Big-box stores may fall into this group.
Note that office buildings with concentrations of business and
financial services can be part of any of these elements, but the
offices shift the functional composition of the business location
toward these sectors (and reduce the share of corporate outlets).
Data source: Simmons and Kamikihara, 2002a
Data for Commercial Structure
The process begins with more than 1 million business entries for
Canada in an electronic telephone directory. The stores were classified
by type of commercial activity (standard industrial classification),
and 650 000 stores were extracted that belonged to the commercial
service categories: retail, finance, business, leisure and personal
services. (Wholesalers were excluded because of the confusion with
manufacturing firms.) For each of the target cities, the stores
were geo-coded (located on a map) within their respective cities.

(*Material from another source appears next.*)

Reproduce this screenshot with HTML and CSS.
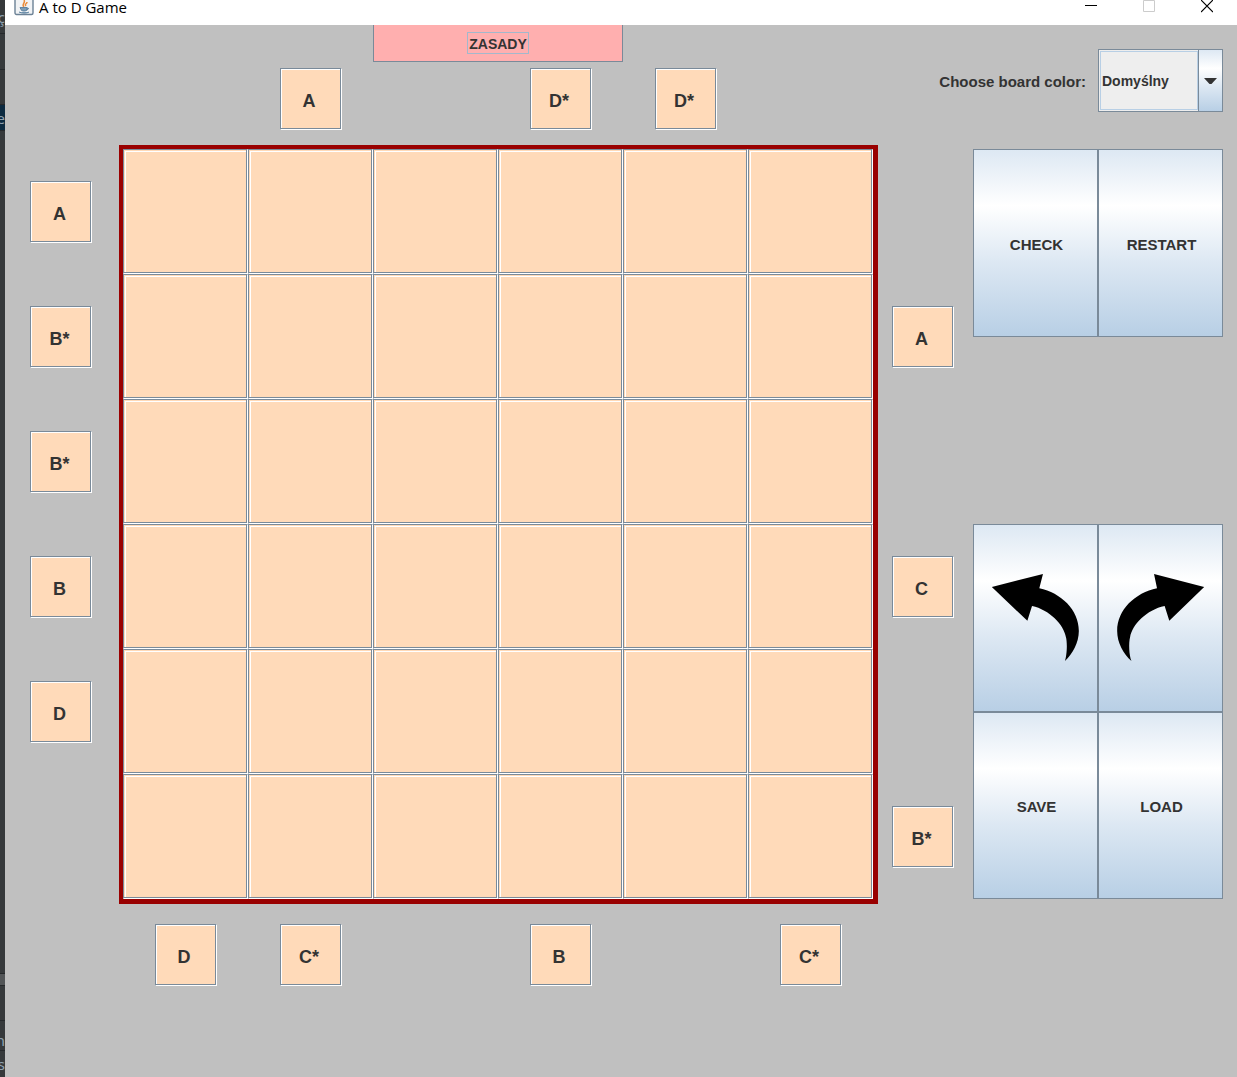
FILE: index.html
```html
<!DOCTYPE html>
<html lang="pl">
<head>
<meta charset="utf-8">
<meta name="viewport" content="width=device-width, initial-scale=1">
<title>A to D Game</title>
<link rel="stylesheet" href="styles.css">
</head>
<body>
<div class="backdrop" aria-hidden="true">
  <div class="strip strip-title">ç</div>
  <div class="strip strip-tabs"></div>
  <div class="strip strip-tools"></div>
  <div class="strip strip-selected">e</div>
  <div class="strip strip-fill"></div>
  <div class="strip strip-light"></div>
  <div class="strip strip-tools"></div>
  <div class="strip strip-status">n</div>
  <div class="strip strip-last">s</div>
</div>
<div class="window">
  <header class="titlebar">
    <svg class="app-icon" viewBox="0 4 20 16" aria-hidden="true">
      <rect x="1" y="-3" width="18" height="21.500" rx="1.500" fill="#f1f3f5" stroke="#6c8296" stroke-width="1.400"/>
      <path d="M10 11C7 8 12 7 10 4M12 10c-2-2 1-2 1-4" fill="none" stroke="#e98b3a" stroke-width="1.500"/>
      <path d="M6 11.500h7v2c0 2-6 2-6 0zM13 12c3 0 1 2-1 2M5 16c3 1.500 8 1.500 10 0" fill="#7d9cb5" stroke="#5f84a2" stroke-width="1"/>
    </svg>
    <h1 class="title">A to D Game</h1>
    <div class="window-buttons">
      <button class="window-button" type="button" aria-label="Minimize"><svg width="12" height="13" viewBox="0 0 12 13"><path d="M0 5.500h12" stroke="#000"/></svg></button>
      <button class="window-button" type="button" aria-label="Maximize" disabled><svg width="12" height="13" viewBox="0 0 12 13"><path d="M.5 .5h11v11h-11z" fill="none" stroke="#ccc"/></svg></button>
      <button class="window-button" type="button" aria-label="Close"><svg width="12" height="13" viewBox="0 0 12 13"><path d="M0 0l12 12M12 0L0 12" stroke="#000" stroke-width="1.200"/></svg></button>
    </div>
  </header>
  <main class="game">
    <div class="top">
      <button class="rules" type="button"><span class="rules-text">ZASADY</span></button>
      <span class="clue at-2">A</span>
      <span class="clue at-4">D*</span>
      <span class="clue at-5">D*</span>
    </div>
    <div class="color-row">
      <label class="color-label" for="board-color">Choose board color:</label>
      <div class="combo">
        <select id="board-color" class="combo-select"><option>Domyślny</option></select>
        <span class="combo-arrow"><svg width="13" height="7" viewBox="0 0 13 7" aria-hidden="true"><path d="M0 0h13L7.500 6h-2z" fill="#333"/></svg></span>
      </div>
    </div>
    <div class="side">
      <span class="clue">A</span>
      <span class="clue">B*</span>
      <span class="clue">B*</span>
      <span class="clue">B</span>
      <span class="clue">D</span>
    </div>
    <div class="board">
      <button class="cell" type="button" aria-label="1, 1"></button><button class="cell" type="button" aria-label="1, 2"></button><button class="cell" type="button" aria-label="1, 3"></button><button class="cell" type="button" aria-label="1, 4"></button><button class="cell" type="button" aria-label="1, 5"></button><button class="cell" type="button" aria-label="1, 6"></button>
      <button class="cell" type="button" aria-label="2, 1"></button><button class="cell" type="button" aria-label="2, 2"></button><button class="cell" type="button" aria-label="2, 3"></button><button class="cell" type="button" aria-label="2, 4"></button><button class="cell" type="button" aria-label="2, 5"></button><button class="cell" type="button" aria-label="2, 6"></button>
      <button class="cell" type="button" aria-label="3, 1"></button><button class="cell" type="button" aria-label="3, 2"></button><button class="cell" type="button" aria-label="3, 3"></button><button class="cell" type="button" aria-label="3, 4"></button><button class="cell" type="button" aria-label="3, 5"></button><button class="cell" type="button" aria-label="3, 6"></button>
      <button class="cell" type="button" aria-label="4, 1"></button><button class="cell" type="button" aria-label="4, 2"></button><button class="cell" type="button" aria-label="4, 3"></button><button class="cell" type="button" aria-label="4, 4"></button><button class="cell" type="button" aria-label="4, 5"></button><button class="cell" type="button" aria-label="4, 6"></button>
      <button class="cell" type="button" aria-label="5, 1"></button><button class="cell" type="button" aria-label="5, 2"></button><button class="cell" type="button" aria-label="5, 3"></button><button class="cell" type="button" aria-label="5, 4"></button><button class="cell" type="button" aria-label="5, 5"></button><button class="cell" type="button" aria-label="5, 6"></button>
      <button class="cell" type="button" aria-label="6, 1"></button><button class="cell" type="button" aria-label="6, 2"></button><button class="cell" type="button" aria-label="6, 3"></button><button class="cell" type="button" aria-label="6, 4"></button><button class="cell" type="button" aria-label="6, 5"></button><button class="cell" type="button" aria-label="6, 6"></button>
    </div>
    <div class="side side-right">
      <span class="clue row-2">A</span>
      <span class="clue row-4">C</span>
      <span class="clue row-6">B*</span>
    </div>
    <div class="actions">
      <button class="action" type="button">CHECK</button>
      <button class="action" type="button">RESTART</button>
      <button class="action action-icon row-3" type="button" aria-label="Undo">
        <svg class="arrow" viewBox="80 220 267 268"><path d="M82 262L236 223L225 266C290 280 344 330 344 395C344 430 325 465 302 485C308 470 310 430 305 413C299 375 255 330 203 319L189 364Z"/></svg>
      </button>
      <button class="action action-icon row-3" type="button" aria-label="Redo">
        <svg class="arrow" viewBox="454 220 267 268"><path d="M719 262L568 223L577 266C511 280 457 330 457 395C457 430 476 465 500 485C493 470 491 430 496 413C502 375 546 330 600 319L614 364Z"/></svg>
      </button>
      <button class="action row-4" type="button">SAVE</button>
      <button class="action row-4" type="button">LOAD</button>
    </div>
    <div class="bottom">
      <span class="clue at-1">D</span>
      <span class="clue at-2">C*</span>
      <span class="clue at-4">B</span>
      <span class="clue at-6">C*</span>
    </div>
  </main>
</div>
</body>
</html>
```
FILE: styles.css
```css
:root {
  --peach: #ffdab9;
  --line: #7a8a99;
  --metal: linear-gradient(#dde8f3, #fff 30%, #dde8f3 60%, #b8cfe5);
}

* {
  box-sizing: border-box;
}

body {
  margin: 0;
  display: flex;
  min-height: 100vh;
  background: #c0c0c0;
  color: #333;
  font: bold 15px/18px "Liberation Sans", Arial, sans-serif;
}

button,
select {
  margin: 0;
  padding: 0;
  border-radius: 0;
  color: inherit;
  font: inherit;
}

/* Edge of the editor behind the game window */
.backdrop {
  display: flex;
  flex-direction: column;
  width: 5px;
  overflow: hidden;
  background: #36393b;
  color: #8fa1b0;
  font: 15px/18px "Noto Sans", sans-serif;
}

.strip {
  display: flex;
  justify-content: flex-end;
  border-bottom: 1px solid #25282a;
}

.strip-title {
  height: 34px;
  padding-top: 8px;
}

.strip-tabs {
  height: 36px;
}

.strip-tools {
  height: 35px;
}

.strip-selected {
  height: 26px;
  padding-top: 4px;
  background: #0c2a40;
}

.strip-fill {
  flex: 1;
}

.strip-light {
  height: 12px;
  background: #525557;
}

.strip-status {
  height: 30px;
  padding-top: 10px;
}

.strip-last {
  height: 26px;
  padding-top: 4px;
  border: 0;
}

.window {
  flex: 1;
  min-width: 0;
}

.titlebar {
  display: flex;
  align-items: flex-start;
  height: 25px;
  padding: 0 1px 0 9px;
  background: #fff;
  color: #000;
}

.app-icon {
  width: 20px;
  height: 16px;
}

.title {
  flex: 1;
  margin: 0 0 0 5px;
  font: 15px/14px "Open Sans", "Noto Sans", sans-serif;
}

.window-buttons {
  display: flex;
}

.window-button {
  display: flex;
  justify-content: center;
  width: 58px;
  height: 25px;
  border: 0;
  background: none;
}

.game {
  display: grid;
  grid-template-columns: 89px minmax(0, 1fr) 95px 250px;
  padding: 0 14px 0 25px;
}

.top,
.bottom {
  display: grid;
  grid-template-columns: repeat(6, 1fr);
  grid-column: 2;
  justify-items: center;
  padding: 0 5px 0 4px;
}

.top {
  grid-template-rows: 37px 62px;
  row-gap: 6px;
  padding-bottom: 15px;
}

.bottom {
  padding-top: 20px;
}

.rules {
  grid-column: 3 / 5;
  justify-self: stretch;
  border: 1px solid var(--line);
  border-top: 0;
  background: #ffafaf;
  font-size: 14px;
}

.rules-text {
  display: inline-block;
  height: 22px;
  padding: 0 1px;
  border: 1px solid #a3b8cc;
  line-height: 22px;
}

.clue {
  display: flex;
  align-items: center;
  justify-content: center;
  width: 62px;
  height: 62px;
  padding: 4px 3px 0 0;
  border: 1px solid;
  border-color: var(--line) #fff #fff var(--line);
  background: var(--peach);
  box-shadow: inset -1px -1px var(--line), inset 1px 1px #fff;
  font-size: 18px;
}

.top .clue {
  grid-row: 2;
}

.at-1 { grid-column: 1; }
.at-2 { grid-column: 2; }
.at-4 { grid-column: 4; }
.at-5 { grid-column: 5; }
.at-6 { grid-column: 6; }

.row-2 { grid-row: 2; }
.row-3 { grid-row: 3; }
.row-4 { grid-row: 4; }
.row-6 { grid-row: 6; }

.color-row {
  display: flex;
  grid-column: 3 / 5;
  align-items: center;
  align-self: start;
  justify-content: flex-end;
  gap: 12px;
  padding-top: 24px;
  white-space: nowrap;
}

.color-label {
  padding-top: 2px;
}

.combo {
  position: relative;
  width: 125px;
  height: 63px;
}

.combo::before {
  content: "";
  position: absolute;
  inset: 2px 25px 2px 2px;
  border: 1px solid #b8cfe5;
  pointer-events: none;
}

.combo-select {
  width: 100%;
  height: 100%;
  padding: 0 26px 0 3px;
  appearance: none;
  border: 1px solid var(--line);
  background: #eee;
  font-size: 14px;
}

.combo-arrow {
  position: absolute;
  inset: 0 0 0 auto;
  display: flex;
  align-items: center;
  justify-content: center;
  width: 25px;
  padding-top: 2px;
  border: 1px solid var(--line);
  background: var(--metal);
  pointer-events: none;
}

.side {
  display: grid;
  grid-template-rows: repeat(6, 1fr);
  align-items: center;
  padding: 4px 0 5px;
}

.side-right {
  padding-left: 14px;
}

.board {
  display: grid;
  grid-template-rows: repeat(6, 1fr);
  grid-template-columns: repeat(6, 1fr);
  aspect-ratio: 1;
  border: solid #900;
  border-width: 4px 5px 5px 4px;
}

.cell {
  border: 1px solid;
  border-color: var(--line) #fff #fff var(--line);
  background: var(--peach);
  box-shadow: inset -1px -1px var(--line), inset 1px 1px var(--peach), inset 2px 2px #fff;
}

.actions {
  display: grid;
  grid-template-rows: repeat(4, 1fr);
  grid-template-columns: 1fr 1fr;
  padding: 4px 0 5px;
}

.action {
  display: flex;
  align-items: center;
  justify-content: center;
  padding: 4px 0 0 2px;
  border: 1px solid var(--line);
  background: var(--metal);
}

.action-icon {
  padding: 0;
}

.arrow {
  width: 89px;
  height: 89px;
}
```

Given the geography of stores for each city, a geography of commercial
locations was then imposed in the form of commercial polygons. A
polygon is a commercial area composed of at least 25 stores, and/or
50 000 square feet of floor area in the case of malls. Analysts
defined the boundaries of each polygon on the map by hand in order
to best separate commercial and noncommercial land uses (Simmons
and Kamikihara, 2002a).
Polygons have been identified for 81 of Canada's largest cities,
including all census metropolitan areas and all census agglomerations
with populations of more than 30 000. The maps of commercial land
use show the proportion of stores in each city that belongs to each
of the six types of commercial location. Each map shows circles
proportional to the size of the census metropolitan area or census
agglomeration. The cities are ranked according to each commercial
location variable and assigned to quintiles, which are colour coded.